## Dataset excerpt
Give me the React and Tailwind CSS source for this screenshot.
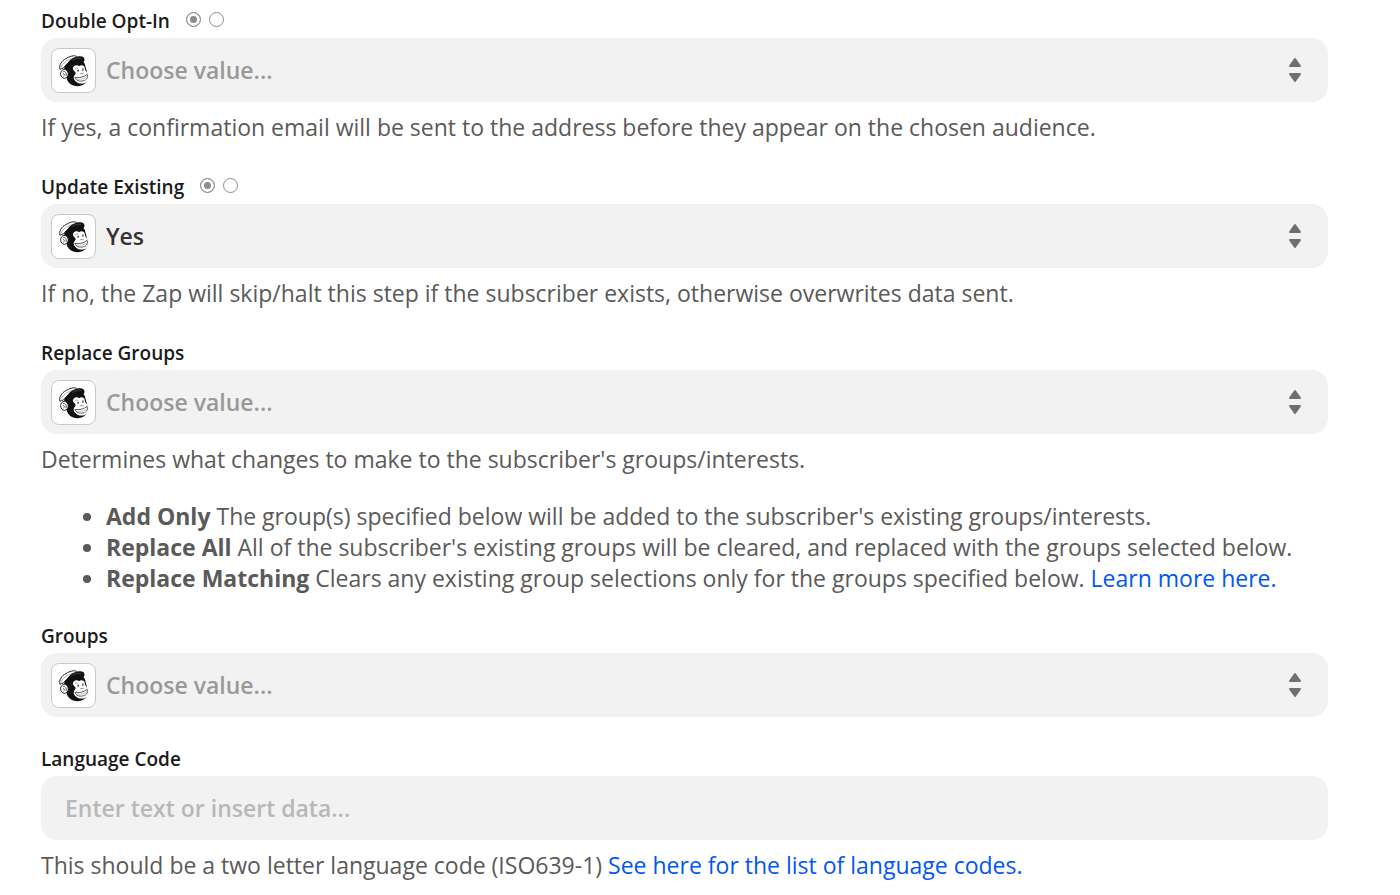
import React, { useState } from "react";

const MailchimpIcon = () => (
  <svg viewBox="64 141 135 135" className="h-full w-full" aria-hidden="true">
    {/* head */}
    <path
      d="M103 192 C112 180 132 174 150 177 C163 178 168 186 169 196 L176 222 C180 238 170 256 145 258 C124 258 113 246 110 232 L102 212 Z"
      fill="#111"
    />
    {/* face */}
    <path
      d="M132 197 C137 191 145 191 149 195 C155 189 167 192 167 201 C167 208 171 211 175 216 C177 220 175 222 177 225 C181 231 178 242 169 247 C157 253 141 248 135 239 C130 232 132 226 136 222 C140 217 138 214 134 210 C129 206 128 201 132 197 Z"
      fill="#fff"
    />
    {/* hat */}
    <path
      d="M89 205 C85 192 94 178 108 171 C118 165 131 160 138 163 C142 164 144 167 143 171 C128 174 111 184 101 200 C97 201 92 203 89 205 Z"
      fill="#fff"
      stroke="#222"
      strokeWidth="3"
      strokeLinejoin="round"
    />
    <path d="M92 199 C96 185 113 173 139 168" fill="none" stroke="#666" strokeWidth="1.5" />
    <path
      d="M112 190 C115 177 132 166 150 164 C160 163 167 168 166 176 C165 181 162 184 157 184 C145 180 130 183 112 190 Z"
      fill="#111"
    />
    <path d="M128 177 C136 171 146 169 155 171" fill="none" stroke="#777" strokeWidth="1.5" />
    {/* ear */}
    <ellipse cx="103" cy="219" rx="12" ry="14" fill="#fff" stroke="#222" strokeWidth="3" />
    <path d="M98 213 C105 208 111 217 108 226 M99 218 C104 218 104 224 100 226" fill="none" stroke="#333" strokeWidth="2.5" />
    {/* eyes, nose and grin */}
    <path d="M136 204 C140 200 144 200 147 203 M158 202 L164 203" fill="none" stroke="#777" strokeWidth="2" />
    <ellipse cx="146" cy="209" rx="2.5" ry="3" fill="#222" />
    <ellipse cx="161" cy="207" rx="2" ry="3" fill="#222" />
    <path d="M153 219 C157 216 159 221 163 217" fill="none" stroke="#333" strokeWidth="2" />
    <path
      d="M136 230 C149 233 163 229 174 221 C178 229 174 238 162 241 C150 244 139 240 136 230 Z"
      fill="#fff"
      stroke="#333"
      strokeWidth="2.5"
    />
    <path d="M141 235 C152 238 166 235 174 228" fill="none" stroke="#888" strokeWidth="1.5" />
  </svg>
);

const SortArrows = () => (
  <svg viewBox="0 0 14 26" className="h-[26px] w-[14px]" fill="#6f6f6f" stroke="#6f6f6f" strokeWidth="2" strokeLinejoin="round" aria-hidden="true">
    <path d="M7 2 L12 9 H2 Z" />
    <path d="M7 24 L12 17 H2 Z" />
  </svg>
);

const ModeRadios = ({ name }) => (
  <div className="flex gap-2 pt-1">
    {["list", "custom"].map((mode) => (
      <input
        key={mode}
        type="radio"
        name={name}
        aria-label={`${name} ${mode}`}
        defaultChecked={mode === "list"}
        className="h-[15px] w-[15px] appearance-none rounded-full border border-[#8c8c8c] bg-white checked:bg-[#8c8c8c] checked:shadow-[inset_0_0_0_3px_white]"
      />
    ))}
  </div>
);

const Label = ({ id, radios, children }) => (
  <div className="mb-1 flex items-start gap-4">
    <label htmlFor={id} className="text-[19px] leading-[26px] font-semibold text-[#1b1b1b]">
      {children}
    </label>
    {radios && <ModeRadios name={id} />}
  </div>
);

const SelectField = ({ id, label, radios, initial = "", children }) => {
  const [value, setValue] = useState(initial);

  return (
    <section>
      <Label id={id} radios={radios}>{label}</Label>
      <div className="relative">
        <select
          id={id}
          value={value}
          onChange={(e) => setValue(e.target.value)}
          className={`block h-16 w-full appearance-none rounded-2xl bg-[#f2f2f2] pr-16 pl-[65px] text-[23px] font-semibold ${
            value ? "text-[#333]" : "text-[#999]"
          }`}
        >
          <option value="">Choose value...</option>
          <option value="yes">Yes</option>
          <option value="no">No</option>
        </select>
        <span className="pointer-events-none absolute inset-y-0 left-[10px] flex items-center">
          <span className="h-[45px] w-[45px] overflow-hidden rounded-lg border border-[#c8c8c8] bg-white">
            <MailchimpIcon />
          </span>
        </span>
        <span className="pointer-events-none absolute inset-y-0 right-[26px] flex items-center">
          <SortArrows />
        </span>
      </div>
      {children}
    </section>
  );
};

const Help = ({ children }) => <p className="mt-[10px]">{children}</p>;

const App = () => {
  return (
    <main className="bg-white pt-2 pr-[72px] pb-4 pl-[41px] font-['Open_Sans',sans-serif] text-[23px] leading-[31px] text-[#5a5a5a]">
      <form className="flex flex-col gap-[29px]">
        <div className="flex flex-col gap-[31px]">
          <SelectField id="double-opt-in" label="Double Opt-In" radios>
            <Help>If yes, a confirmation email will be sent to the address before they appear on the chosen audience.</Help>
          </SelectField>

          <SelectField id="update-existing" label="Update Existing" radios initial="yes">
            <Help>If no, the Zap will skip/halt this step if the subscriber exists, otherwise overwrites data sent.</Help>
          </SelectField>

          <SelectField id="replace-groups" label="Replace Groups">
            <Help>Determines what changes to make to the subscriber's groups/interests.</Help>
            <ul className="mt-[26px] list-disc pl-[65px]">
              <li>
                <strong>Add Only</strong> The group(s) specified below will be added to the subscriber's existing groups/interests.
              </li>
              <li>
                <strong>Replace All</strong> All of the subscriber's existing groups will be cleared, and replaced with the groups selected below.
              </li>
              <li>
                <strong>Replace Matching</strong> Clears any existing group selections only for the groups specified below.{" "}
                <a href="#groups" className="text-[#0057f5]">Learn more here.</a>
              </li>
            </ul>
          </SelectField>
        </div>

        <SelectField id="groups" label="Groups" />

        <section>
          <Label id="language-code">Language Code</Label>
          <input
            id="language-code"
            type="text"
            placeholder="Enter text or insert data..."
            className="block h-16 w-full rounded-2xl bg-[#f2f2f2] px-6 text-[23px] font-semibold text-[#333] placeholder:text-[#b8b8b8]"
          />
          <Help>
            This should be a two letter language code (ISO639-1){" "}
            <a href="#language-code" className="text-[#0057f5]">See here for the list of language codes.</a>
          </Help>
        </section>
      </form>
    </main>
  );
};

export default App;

## Do this
Quote each line of the listing exactly, but leave the pictures out.

## Answer for the task
Give me the React and Tailwind CSS source for this screenshot.
import React, { useState } from "react";

const MailchimpIcon = () => (
  <svg viewBox="64 141 135 135" className="h-full w-full" aria-hidden="true">
    {/* head */}
    <path
      d="M103 192 C112 180 132 174 150 177 C163 178 168 186 169 196 L176 222 C180 238 170 256 145 258 C124 258 113 246 110 232 L102 212 Z"
      fill="#111"
    />
    {/* face */}
    <path
      d="M132 197 C137 191 145 191 149 195 C155 189 167 192 167 201 C167 208 171 211 175 216 C177 220 175 222 177 225 C181 231 178 242 169 247 C157 253 141 248 135 239 C130 232 132 226 136 222 C140 217 138 214 134 210 C129 206 128 201 132 197 Z"
      fill="#fff"
    />
    {/* hat */}
    <path
      d="M89 205 C85 192 94 178 108 171 C118 165 131 160 138 163 C142 164 144 167 143 171 C128 174 111 184 101 200 C97 201 92 203 89 205 Z"
      fill="#fff"
      stroke="#222"
      strokeWidth="3"
      strokeLinejoin="round"
    />
    <path d="M92 199 C96 185 113 173 139 168" fill="none" stroke="#666" strokeWidth="1.5" />
    <path
      d="M112 190 C115 177 132 166 150 164 C160 163 167 168 166 176 C165 181 162 184 157 184 C145 180 130 183 112 190 Z"
      fill="#111"
    />
    <path d="M128 177 C136 171 146 169 155 171" fill="none" stroke="#777" strokeWidth="1.5" />
    {/* ear */}
    <ellipse cx="103" cy="219" rx="12" ry="14" fill="#fff" stroke="#222" strokeWidth="3" />
    <path d="M98 213 C105 208 111 217 108 226 M99 218 C104 218 104 224 100 226" fill="none" stroke="#333" strokeWidth="2.5" />
    {/* eyes, nose and grin */}
    <path d="M136 204 C140 200 144 200 147 203 M158 202 L164 203" fill="none" stroke="#777" strokeWidth="2" />
    <ellipse cx="146" cy="209" rx="2.5" ry="3" fill="#222" />
    <ellipse cx="161" cy="207" rx="2" ry="3" fill="#222" />
    <path d="M153 219 C157 216 159 221 163 217" fill="none" stroke="#333" strokeWidth="2" />
    <path
      d="M136 230 C149 233 163 229 174 221 C178 229 174 238 162 241 C150 244 139 240 136 230 Z"
      fill="#fff"
      stroke="#333"
      strokeWidth="2.5"
    />
    <path d="M141 235 C152 238 166 235 174 228" fill="none" stroke="#888" strokeWidth="1.5" />
  </svg>
);

const SortArrows = () => (
  <svg viewBox="0 0 14 26" className="h-[26px] w-[14px]" fill="#6f6f6f" stroke="#6f6f6f" strokeWidth="2" strokeLinejoin="round" aria-hidden="true">
    <path d="M7 2 L12 9 H2 Z" />
    <path d="M7 24 L12 17 H2 Z" />
  </svg>
);

const ModeRadios = ({ name }) => (
  <div className="flex gap-2 pt-1">
    {["list", "custom"].map((mode) => (
      <input
        key={mode}
        type="radio"
        name={name}
        aria-label={`${name} ${mode}`}
        defaultChecked={mode === "list"}
        className="h-[15px] w-[15px] appearance-none rounded-full border border-[#8c8c8c] bg-white checked:bg-[#8c8c8c] checked:shadow-[inset_0_0_0_3px_white]"
      />
    ))}
  </div>
);

const Label = ({ id, radios, children }) => (
  <div className="mb-1 flex items-start gap-4">
    <label htmlFor={id} className="text-[19px] leading-[26px] font-semibold text-[#1b1b1b]">
      {children}
    </label>
    {radios && <ModeRadios name={id} />}
  </div>
);

const SelectField = ({ id, label, radios, initial = "", children }) => {
  const [value, setValue] = useState(initial);

  return (
    <section>
      <Label id={id} radios={radios}>{label}</Label>
      <div className="relative">
        <select
          id={id}
          value={value}
          onChange={(e) => setValue(e.target.value)}
          className={`block h-16 w-full appearance-none rounded-2xl bg-[#f2f2f2] pr-16 pl-[65px] text-[23px] font-semibold ${
            value ? "text-[#333]" : "text-[#999]"
          }`}
        >
          <option value="">Choose value...</option>
          <option value="yes">Yes</option>
          <option value="no">No</option>
        </select>
        <span className="pointer-events-none absolute inset-y-0 left-[10px] flex items-center">
          <span className="h-[45px] w-[45px] overflow-hidden rounded-lg border border-[#c8c8c8] bg-white">
            <MailchimpIcon />
          </span>
        </span>
        <span className="pointer-events-none absolute inset-y-0 right-[26px] flex items-center">
          <SortArrows />
        </span>
      </div>
      {children}
    </section>
  );
};

const Help = ({ children }) => <p className="mt-[10px]">{children}</p>;

const App = () => {
  return (
    <main className="bg-white pt-2 pr-[72px] pb-4 pl-[41px] font-['Open_Sans',sans-serif] text-[23px] leading-[31px] text-[#5a5a5a]">
      <form className="flex flex-col gap-[29px]">
        <div className="flex flex-col gap-[31px]">
          <SelectField id="double-opt-in" label="Double Opt-In" radios>
            <Help>If yes, a confirmation email will be sent to the address before they appear on the chosen audience.</Help>
          </SelectField>

          <SelectField id="update-existing" label="Update Existing" radios initial="yes">
            <Help>If no, the Zap will skip/halt this step if the subscriber exists, otherwise overwrites data sent.</Help>
          </SelectField>

          <SelectField id="replace-groups" label="Replace Groups">
            <Help>Determines what changes to make to the subscriber's groups/interests.</Help>
            <ul className="mt-[26px] list-disc pl-[65px]">
              <li>
                <strong>Add Only</strong> The group(s) specified below will be added to the subscriber's existing groups/interests.
              </li>
              <li>
                <strong>Replace All</strong> All of the subscriber's existing groups will be cleared, and replaced with the groups selected below.
              </li>
              <li>
                <strong>Replace Matching</strong> Clears any existing group selections only for the groups specified below.{" "}
                <a href="#groups" className="text-[#0057f5]">Learn more here.</a>
              </li>
            </ul>
          </SelectField>
        </div>

        <SelectField id="groups" label="Groups" />

        <section>
          <Label id="language-code">Language Code</Label>
          <input
            id="language-code"
            type="text"
            placeholder="Enter text or insert data..."
            className="block h-16 w-full rounded-2xl bg-[#f2f2f2] px-6 text-[23px] font-semibold text-[#333] placeholder:text-[#b8b8b8]"
          />
          <Help>
            This should be a two letter language code (ISO639-1){" "}
            <a href="#language-code" className="text-[#0057f5]">See here for the list of language codes.</a>
          </Help>
        </section>
      </form>
    </main>
  );
};

export default App;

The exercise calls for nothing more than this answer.